Six adjacent property owners who are members of Pittsboro Matters also signed on as plaintiffs to this new lawsuit. “All six were deposed by CPI’s attorney during proceedings with the first lawsuit,” stated Pittsboro Matters Vice-Chair Jeffrey Starkweather. “All six provided overwhelming evidence that they will suffer unique and substantial harm in terms of loss of value and quiet enjoyment of properties if Chatham Park is allowed to proceed under the current undefined master plan that fails to protect the community and the environment.”
The new lawsuit includes ten claims, including all the previous substantive claims as well as new concerns involving the recently approved master plan: that the new master plan violates the requirements of the Planned Development District (PDD), set up to allow for and govern this development; that the new master plan is not consistent with the town’s land use plan; that the master plan is unconstitutionally vague; that the master plan and rezoning violated the plaintiff’s equal protection and substantive due process rights under the North Carolina Constitution, as well as the Fourth and Fourteenth Amendments to the United States Constitution by acting for the sole benefit of CPI. The lawsuit again challenges the approval process. The lawsuit brings three new claims concerning the substance and approval process of the Planned Development District, a new Planned Development District that was written and proposed by Chatham Park Investors to guide its development, and approved by the Pittsboro Town Board on April 8, 2013. The lawsuit asserts that public hearing notices failed to follow the requirements of the zoning ordinance.
Although it is not alleged in the lawsuit, the town also failed to even put out a press release announcing this public hearing or setting out the details required to be included in the master plan before it can be approved by the town board, as well as the procedures for implementation of the development. Lacking clear information, it is not surprising that no citizens showed up to speak at the March 25, 2013 public hearing for the PDD, where only the developer turned up to testify.

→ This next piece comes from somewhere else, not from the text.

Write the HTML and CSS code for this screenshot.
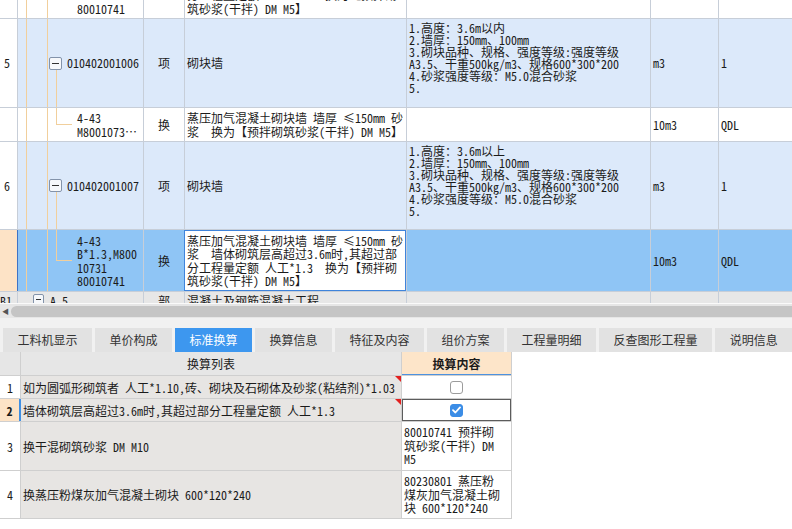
FILE: index.html
```html
<!DOCTYPE html>
<html lang="zh-CN">
<head>
<meta charset="utf-8">
<title>标准换算</title>
<link rel="stylesheet" href="styles.css">
</head>
<body>
<div class="upper">
  <div class="rows">
    <div class="row h61">
      <div class="c c0"></div>
      <div class="c c1 child"><div class="lines">4-43<br>B*1.3,M800<br>10731<br>80010741</div></div>
      <div class="c c2">换</div>
      <div class="c c3"><div class="lines">蒸压加气混凝土砌块墙 墙厚 ≤150mm 砂<br>浆&nbsp;&nbsp;墙体砌筑层高超过3.6m时，其超过部<br>分工程量定额 人工*1.3&nbsp;&nbsp;换为【预拌砌<br>筑砂浆(干拌) DM M5】</div></div>
      <div class="c c4"></div>
      <div class="c c5"></div>
      <div class="c c6"></div>
    </div>
    <div class="row h89 blue">
      <div class="c c0">5</div>
      <div class="c c1 parent"><span class="box"></span>010402001006</div>
      <div class="c c2">项</div>
      <div class="c c3">砌块墙</div>
      <div class="c c4"><div class="feat">1.高度：3.6m以内<br>2.墙厚：150mm、100mm<br>3.砌块品种、规格、强度等级:强度等级<br>A3.5、干重500kg/m3、规格600*300*200<br>4.砂浆强度等级：M5.0混合砂浆<br>5.</div></div>
      <div class="c c5">m3</div>
      <div class="c c6">1</div>
    </div>
    <div class="row h34">
      <div class="c c0"></div>
      <div class="c c1 child"><div class="lines">4-43<br>M8001073…</div></div>
      <div class="c c2">换</div>
      <div class="c c3"><div class="lines">蒸压加气混凝土砌块墙 墙厚 ≤150mm 砂<br>浆&nbsp;&nbsp;换为【预拌砌筑砂浆(干拌) DM M5】</div></div>
      <div class="c c4"></div>
      <div class="c c5">10m3</div>
      <div class="c c6">QDL</div>
    </div>
    <div class="row h88 blue">
      <div class="c c0">6</div>
      <div class="c c1 parent"><span class="box"></span>010402001007</div>
      <div class="c c2">项</div>
      <div class="c c3">砌块墙</div>
      <div class="c c4"><div class="feat">1.高度：3.6m以上<br>2.墙厚：150mm、100mm<br>3.砌块品种、规格、强度等级:强度等级<br>A3.5、干重500kg/m3、规格600*300*200<br>4.砂浆强度等级：M5.0混合砂浆<br>5.</div></div>
      <div class="c c5">m3</div>
      <div class="c c6">1</div>
    </div>
    <div class="row h62 sel">
      <div class="c c0 peach"></div>
      <div class="c c1 child"><div class="lines">4-43<br>B*1.3,M800<br>10731<br>80010741</div></div>
      <div class="c c2">换</div>
      <div class="c c3 edit"><div class="lines">蒸压加气混凝土砌块墙 墙厚 ≤150mm 砂<br>浆&nbsp;&nbsp;墙体砌筑层高超过3.6m时，其超过部<br>分工程量定额 人工*1.3&nbsp;&nbsp;换为【预拌砌<br>筑砂浆(干拌) DM M5】</div></div>
      <div class="c c4"></div>
      <div class="c c5">10m3</div>
      <div class="c c6">QDL</div>
    </div>
    <div class="row h24 gray">
      <div class="c c0 top">B1</div>
      <div class="c c1 plain top"><span class="box"></span>A.5</div>
      <div class="c c2 top">部</div>
      <div class="c c3 top">混凝土及钢筋混凝土工程</div>
      <div class="c c4"></div>
      <div class="c c5"></div>
      <div class="c c6"></div>
    </div>
  </div>
</div>

<div class="hscroll">
  <span class="arrow">◀</span>
  <div class="thumb"></div>
</div>

<div class="tabs">
  <div class="tab">工料机显示</div>
  <div class="tab">单价构成</div>
  <div class="tab active">标准换算</div>
  <div class="tab">换算信息</div>
  <div class="tab">特征及内容</div>
  <div class="tab">组价方案</div>
  <div class="tab">工程量明细</div>
  <div class="tab">反查图形工程量</div>
  <div class="tab">说明信息</div>
</div>

<div class="lower">
  <div class="grid2">
    <div class="lr hh">
      <div class="l l0 hd"></div>
      <div class="l l1 hd center">换算列表</div>
      <div class="l l2 hd2">换算内容</div>
    </div>
    <div class="lr h23">
      <div class="l l0">1</div>
      <div class="l l1 ro">如为圆弧形砌筑者 人工*1.10,砖、砌块及石砌体及砂浆(粘结剂)*1.03<i class="tri"></i></div>
      <div class="l l2 center"><span class="cb"></span></div>
    </div>
    <div class="lr h23">
      <div class="l l0 cur">2</div>
      <div class="l l1 ro">墙体砌筑层高超过3.6m时，其超过部分工程量定额 人工*1.3<i class="tri"></i></div>
      <div class="l l2 center focus"><span class="cb on"><svg width="9" height="8" viewBox="0 0 9 8"><path d="M1 4.2 L3.4 6.5 L8 1.4" fill="none" stroke="#fff" stroke-width="1.8" stroke-linecap="round" stroke-linejoin="round"/></svg></span></div>
    </div>
    <div class="lr h49">
      <div class="l l0">3</div>
      <div class="l l1 ro">换干混砌筑砂浆 DM M10</div>
      <div class="l l2 txt">80010741　预拌砌<br>筑砂浆(干拌) DM<br>M5</div>
    </div>
    <div class="lr h48">
      <div class="l l0">4</div>
      <div class="l l1 ro">换蒸压粉煤灰加气混凝土砌块 600*120*240</div>
      <div class="l l2 txt">80230801　蒸压粉<br>煤灰加气混凝土砌<br>块 600*120*240</div>
    </div>
  </div>
</div>
</body>
</html>
```

FILE: styles.css
```css
* { box-sizing: border-box; margin: 0; padding: 0; }
html, body { width: 792px; height: 529px; overflow: hidden; background: #fff; }
body {
  font-family: "Noto Sans CJK SC", "Noto Sans", sans-serif;
  font-size: 12px;
  color: #1b1b1b;
  font-feature-settings: "hwid" 1;
  --tree: #f1cf9c;
  --line: #c7ced8;
}

/* ---------- upper grid ---------- */
.upper { height: 303px; overflow: hidden; background: #fff; }
.rows { margin-top: -42px; }
.row {
  display: grid;
  grid-template-columns: 18px 126px 41px 222px 244px 68px 73px;
  border-bottom: 1px solid var(--line);
}
.h61 { height: 61px; }
.h89 { height: 89px; }
.h34 { height: 34px; }
.h88 { height: 88px; }
.h62 { height: 62px; }
.h24 { height: 24px; }
.blue { background: #dce9fa; }
.sel { background: #8fc5f5; }
.gray { background: #e7e7e7; }

.c {
  border-right: 1px solid var(--line);
  display: flex;
  align-items: center;
  white-space: nowrap;
  overflow: hidden;
  line-height: 14px;
}
.c6 { border-right: 0; }
.top { align-items: flex-start; padding-top: 2px; }
.c0 { background: #fff; padding-left: 4px; }
.gray .c0 { background: #e7e7e7; padding-left: 0; }
.c0.peach { background: #fde3c6; border-right-color: #3f73c4; }
.c2 { justify-content: center; }
.c3 { padding-left: 2px; }
.c4 { align-items: flex-start; padding: 3px 0 0 2px; }
.feat { line-height: 12px; }
.c5, .c6 { padding-left: 2px; }
.lines { line-height: 13.5px; }

/* tree lines in code column */
.c1 {
  padding-left: 59px;
  background-repeat: no-repeat;
}
.c1.child {
  background-image:
    linear-gradient(var(--tree), var(--tree)),
    linear-gradient(var(--tree), var(--tree)),
    linear-gradient(var(--tree), var(--tree)),
    linear-gradient(var(--tree), var(--tree));
  background-size: 1px 100%, 1px 100%, 1px 50%, 16px 1px;
  background-position: 8px 0, 29px 0, 38px 0, 38px 50%;
}
.c1.parent {
  padding-left: 31px;
  background-image:
    linear-gradient(var(--tree), var(--tree)),
    linear-gradient(var(--tree), var(--tree)),
    linear-gradient(var(--tree), var(--tree));
  background-size: 1px 100%, 1px 100%, 1px calc(50% - 6px);
  background-position: 8px 0, 29px 0, 38px 100%;
}
.c1.plain { padding-left: 15px; }
.box {
  position: relative;
  display: inline-block;
  width: 13px;
  height: 13px;
  border: 1px solid #8393aa;
  border-radius: 2px;
  background: #f6f8fb;
  margin-right: 5px;
  flex: none;
}
.box::after {
  content: "";
  position: absolute;
  left: 2px;
  right: 2px;
  top: 5px;
  height: 1px;
  background: #333;
}
.plain .box { width: 11px; height: 11px; margin-right: 6px; }
.plain .box::after { top: 4px; }

.edit {
  background: #fff;
  box-shadow: inset 0 0 0 1px #3f84db;
  margin: 0 0 0 -1px;
  padding-left: 3px;
}

/* ---------- scrollbar ---------- */
.hscroll {
  height: 15px;
  background: #e6e6e6;
  border-top: 1px solid #fafafa;
  display: flex;
  align-items: center;
  padding: 0 0 0 2px;
}
.arrow { font-size: 7px; color: #555; width: 9px; line-height: 1; }
.thumb {
  flex: 1;
  height: 11px;
  background: #c5c5c5;
  border-radius: 6px 0 0 6px;
}

/* ---------- tabs ---------- */
.tabs {
  height: 34px;
  background: #f1f1f1;
  padding: 10px 0 0 3px;
  display: flex;
  gap: 3px;
  overflow: hidden;
}
.tab {
  height: 24px;
  line-height: 24px;
  padding: 0 14.5px;
  background: #e2e2e2;
  color: #333;
  white-space: nowrap;
  flex: none;
}
.tab.active { background: #3d97ef; color: #fff; }

/* ---------- lower grid ---------- */
.lower { background: #fff; height: 177px; }
.grid2 { width: 512px; }
.lr {
  display: grid;
  grid-template-columns: 21px 381px 110px;
  border-bottom: 1px solid #cfcfcf;
}
.hh { height: 24px; }
.h23 { height: 23px; }
.h49 { height: 49px; }
.h48 { height: 48px; }
.l {
  position: relative;
  border-right: 1px solid #cfcfcf;
  display: flex;
  align-items: center;
  white-space: nowrap;
}
.l0 { justify-content: center; background: #fff; }
.l0.cur { background: #fde3c6; font-weight: bold; border-right: 2px solid #3f8fe3; }
.l1 { padding-left: 2px; }
.center { justify-content: center; }
.hd { background: #e6e6e6; padding-left: 0; }
.hd2 {
  justify-content: center;
  background: #fde5c9;
  font-weight: bold;
  box-shadow: inset 0 -1px 0 #4d92e0;
}
.ro { background: #e7e5e3; }
.txt { align-items: flex-start; padding: 3px 0 0 2px; line-height: 13.5px; }
.focus { box-shadow: inset 0 0 0 1px #5c5c5c; }
.tri {
  position: absolute;
  top: 0;
  right: 0;
  width: 0;
  height: 0;
  border-top: 6px solid #e3201f;
  border-left: 6px solid transparent;
}
.cb {
  display: inline-flex;
  align-items: center;
  justify-content: center;
  width: 13px;
  height: 13px;
  border: 1px solid #9c9c9c;
  border-radius: 3px;
  background: #fff;
}
.cb.on { background: #3b8de6; border-color: #3b8de6; }
```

Furthermore, the lawsuit claims that the process for approving the rezoning by the Town Board was deficient. Finally, the lawsuit claims that the PDD ordinance is unconstitutionally vague.
“This second lawsuit is even stronger than the first,” stated Pittsboro Matters Chair and individual plaintiff Amanda Robertson, an adjacent property owner. “We are in this battle for the long haul because we know that we represent the interests of the residents of Pittsboro and Chatham County who came out unanimously at the November 24 public hearing to raise significant concerns about Chatham Park and the inadequacies of the master plan. The Town Board has repeatedly ignored the best advice of their professional staff and consultants, a majority of local citizens and Pittsboro Matters, while catering to the financial interests of CPI.”
The Town Board approved the new Chatham Park master plan and rezoning on a 4-1 vote on December 8 with Commissioner Bett Wilson Foley again opposing the rezoning. Mayor Bill Terry spoke out forcefully against the latest version of the CPI master plan. He said there was insufficient information in the master plan to determine it was consistent with the town’s land use plan. He said that the assertion stated in the approval motion that the rezoning shows sensitivity to the environment “borders on the ridiculous.” For these reasons, he refused to put the Mayor’s official signature on the approval resolution.
“Again, I want to stress that we are not trying to stop Chatham Park,” Robertson said. “We are pursuing legal action because we want to eventually sit down with the Town Board, staff, consultants, and CPI to develop a reasonable plan that truly protects our environment and quality of life for the broader community. At a minimum, this would include a comprehensive plan and design for the entire development; environmental, socio-economic, transportation and fiscal impact assessments and mitigation plan for the overall plan; donated land for the necessary new public schools; affordable housing; robust citizen input and engagement into the overall design and plan elements required; small area plans, true buffer protections, more parks and recreation land; setting aside at least 30% of the areas near the Haw River and Jordan Lake as natural areas; and robust citizen engagement in the overall design and in the small area plans.”
This new lawsuit is not the only legal avenue Pittsboro Matters and several local environmental organizations are exploring to have an impact of improving the master plan for Chatham Park. They believe that the Pittsboro Town Board is not the only governing body that could affect Chatham Park. These groups have notified the newly elected progressive majority on the County Board of Commissioners that the county also can have leverage on what occurs in Chatham Park, especially when it concerns impacts on the county’s public schools and drinking water.
As these groups and others have informed the county board in writing and during public input, the County Commissioners have the power to take back under county control a large portion of Pittsboro’s extra-territorial planning jurisdiction including critical areas of the Haw River and Jordan Lake watershed where Chatham Park is planning its most intensive residential and mixed-use development. This is the area of Chatham Park where the Lawrence Group consultants, the Southwest Shore Environmental Assessment, the North Carolina Wildlife Resources Commission, Pittsboro Matters and the majority of citizens providing input to the town on this development recommended that CPI be required to set aside over 2,000 acres (not less than 30% of its total area) as a contiguous natural area. CPI has adamantly refused to consider this, and the town board has twice caved, on both June 9 and December 8 approving new master plans 4-1.